FAQ – AI in Process Automation

How much does a data science project cost?

A reasonable question but not always one that can be readily answered at the onset. We offer a transparent pricing structure and the work can be charged at an agreed daily rate or alternatively on a fixed price basis against an agreed project scope. However, to provide an indication for the discovery stage, based on the ‘The anatomy of a Data Science project’ to cover steps 1.1 to 1.4, then around 3 to 5 man-days of work would be required. This estimate is very dependent on the format and quality that the data is provided in. Any initial discussions are carried out free of charge.

Our information is stored in a number of disparate data sources, does this prevent us from conducting a data science project?

No, but it would be fair to say that this represents a minor speed bump. It is relatively common for the data to be stored across different systems. You would be surprised at how often data is provided as a series of Excel workbooks. However, one of the challenges is being able to join the data together. Ideally, the data can be joined by a unique identifier but often the data can only be loosely ‘joined’ based on timestamps.

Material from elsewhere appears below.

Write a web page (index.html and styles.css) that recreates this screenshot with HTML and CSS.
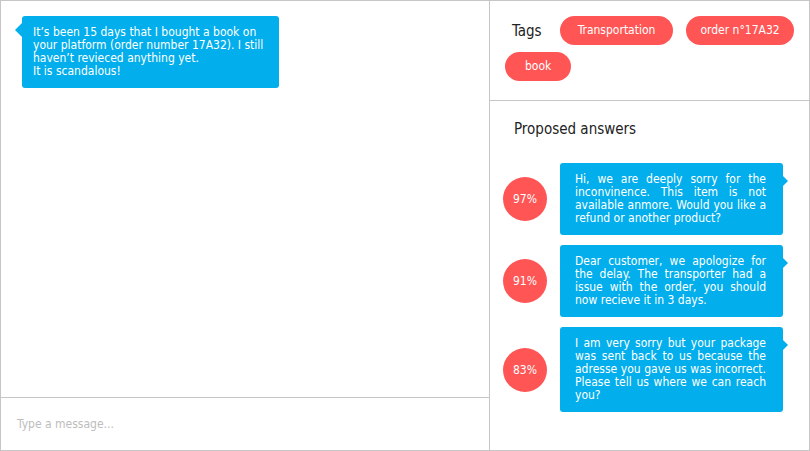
FILE: index.html
```html
<!DOCTYPE html>
<html>
<head>
<meta charset="utf-8">
<link rel="stylesheet" href="styles.css">
</head>
<body>
<div class="app">
  <section class="chat">
    <div class="messages">
      <div class="bubble incoming">It’s been 15 days that I bought a book on your platform (order number 17A32). I still haven’t revieced anything yet.<br>It is scandalous!</div>
    </div>
    <div class="composer">Type a message...</div>
  </section>
  <aside class="side">
    <div class="tags">
      <span class="tags-label">Tags</span>
      <span class="pill">Transportation</span>
      <span class="pill pill-tight">order n°17A32</span>
      <span class="pill pill-wide">book</span>
    </div>
    <div class="answers">
      <h2 class="answers-title">Proposed answers</h2>
      <div class="answer">
        <div class="score">97%</div>
        <div class="bubble outgoing">Hi, we are deeply sorry for the inconvinence. This item is not available anmore. Would you like a refund or another product?</div>
      </div>
      <div class="answer">
        <div class="score">91%</div>
        <div class="bubble outgoing">Dear customer, we apologize for the delay. The transporter had a issue with the order, you should now recieve it in 3 days.</div>
      </div>
      <div class="answer">
        <div class="score">83%</div>
        <div class="bubble outgoing">I am very sorry but your package was sent back to us because the adresse you gave us was incorrect. Please tell us where we can reach you?</div>
      </div>
    </div>
  </aside>
</div>
</body>
</html>
```
FILE: styles.css
```css
* { box-sizing: border-box; }
html, body { margin: 0; padding: 0; background: #fff; }
body {
  font-family: "DejaVu Sans Condensed", "DejaVu Sans", sans-serif;
  font-stretch: semi-condensed;
  font-size: 12px;
  color: #222;
}
.app {
  width: 810px;
  height: 451px;
  border: 1px solid #c6c6c6;
  display: grid;
  grid-template-columns: 489px 1fr;
}
.chat {
  border-right: 1px solid #c6c6c6;
  display: flex;
  flex-direction: column;
}
.messages {
  flex: 1;
  padding: 15px 0 0 21px;
}
.bubble {
  position: relative;
  background: #02aeeb;
  color: #fff;
  border-radius: 3px;
  line-height: 13px;
}
.incoming {
  width: 257px;
  padding: 10px 11px;
}
.incoming::before {
  content: "";
  position: absolute;
  left: -7px;
  top: 7px;
  border-style: solid;
  border-width: 7px 7px 7px 0;
  border-color: transparent #02aeeb transparent transparent;
}
.composer {
  height: 53px;
  border-top: 1px solid #c6c6c6;
  padding: 19px 16px 0;
  color: #bdbdbd;
  line-height: 15px;
}
.side {
  display: flex;
  flex-direction: column;
}
.tags {
  height: 100px;
  border-bottom: 1px solid #c6c6c6;
  display: flex;
  flex-wrap: wrap;
  align-items: center;
  align-content: flex-start;
  gap: 7px 13px;
  padding: 15px 4px 0 15px;
}
.tags-label {
  font-size: 15px;
  margin: 0 5px 0 7px;
  color: #222;
}
.pill {
  height: 29px;
  line-height: 29px;
  padding: 0 18px;
  border-radius: 15px;
  background: #ff5555;
  color: #fff;
}
.pill-tight {
  padding: 0 14px;
}
.pill-wide {
  padding: 0 20px;
}
.answers {
  flex: 1;
  padding: 19px 0 0 13px;
}
.answers-title {
  margin: 0 0 25px 11px;
  font-size: 15px;
  font-weight: normal;
  line-height: 18px;
  color: #222;
}
.answer {
  display: flex;
  align-items: center;
  gap: 13px;
  margin-bottom: 10px;
}
.score {
  width: 44px;
  height: 44px;
  border-radius: 50%;
  background: #ff5555;
  color: #fff;
  display: flex;
  align-items: center;
  justify-content: center;
}
.outgoing {
  width: 223px;
  padding: 10px 17px 10px 15px;
  text-align: justify;
}
.outgoing::after {
  content: "";
  position: absolute;
  right: -5px;
  top: 13px;
  border-style: solid;
  border-width: 5px 0 5px 5px;
  border-color: transparent transparent transparent #02aeeb;
}
```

How are the solutions deployed?

The solution may be deployed on either an on-premise or cloud basis. Whenever possible for machine learning applications, an on-premise solution is preferred, based on a standard server-class hardware, as it is felt that this offers the most cost-effective solution. It also avoids potential issues with manufacturing data, which may represent proprietary data, being moved offsite. Where large language models (LLMs) are required then the system could still be hosted on site but it is likely that an internet connection would be required to support language processing.

Any on-premise solution may include packaged software which is typically delivered as a virtual machine.

Can you work with our preferred solution integrator to deliver the on-premise solution?

Generally, this would be our recommended approach. Although we have significant experience with automation systems, we lack site-specific knowledge of your architecture.

What data formats can you handle?

Typically we can handle the following:

GE Digital historian archives
CSV, text and XML data
PDFs
JSON
Excel workbooks
SQL data e.g. MS SQL Server, PostgreSQL and MySQL

Why have you requested the data to be sent offsite for analysis?

Many of the software tools we use to pre-process the data are either proprietary or are licensed in such a manner that they cannot be used on third party hardware. In addition for machine learning applications there is substantial compute power required during the discovery phase.This requires specialist hardware which would not be available on-site.

How much data do you need for analysis?

A reasonable question but again one that is difficult to answer as it varies enormously on the complexity of the problem. However, assuming a project of medium complexity involving a single product, then probably a minimum of 50 batch records would be required. But more is always better.

We have thousands of inputs which may be relevant to this issue, can you identify which ones?

Techniques are available to handle this situation but they are likely to be computationally expensive. Nevertheless, this is probably going to be a challenge unless you have a very large amount volume of data for analysis. Generally, your best course of action would be to involve your SMEs to try and reduce this list to a more manageable number of inputs, for example the 20 most likely inputs.

We would like to predict the failure of rotating machines, can you help?

A major indicator is vibration analysis, specifically in the frequency domain. In our experience, this requires specialist vibration sensors to be installed. Many such vendors also provide a monitoring service using specialist software. In this niche area, they are likely to provide a better solution.

Can you guarantee a successful data science project?

Unfortunately, nobody can guarantee a successful outcome. One of the reasons for failure is that the process cannot be modelled accurately. Reasons include:

Insufficient data.
Some required input data is not available.
Input data is not being measured to the required accuracy. For example, we are attempting to identify subtle changes to a machine’s performance based on changes in power consumption. After analysing the data, it is found that power is only measured to +/- 5% which lacks sufficient precision.

We adopt a stepped approach to the discovery process to identify issues early so as to minimise wasted effort and cost.

All we can guarantee is that we will work professionally, always putting the client’s interests first.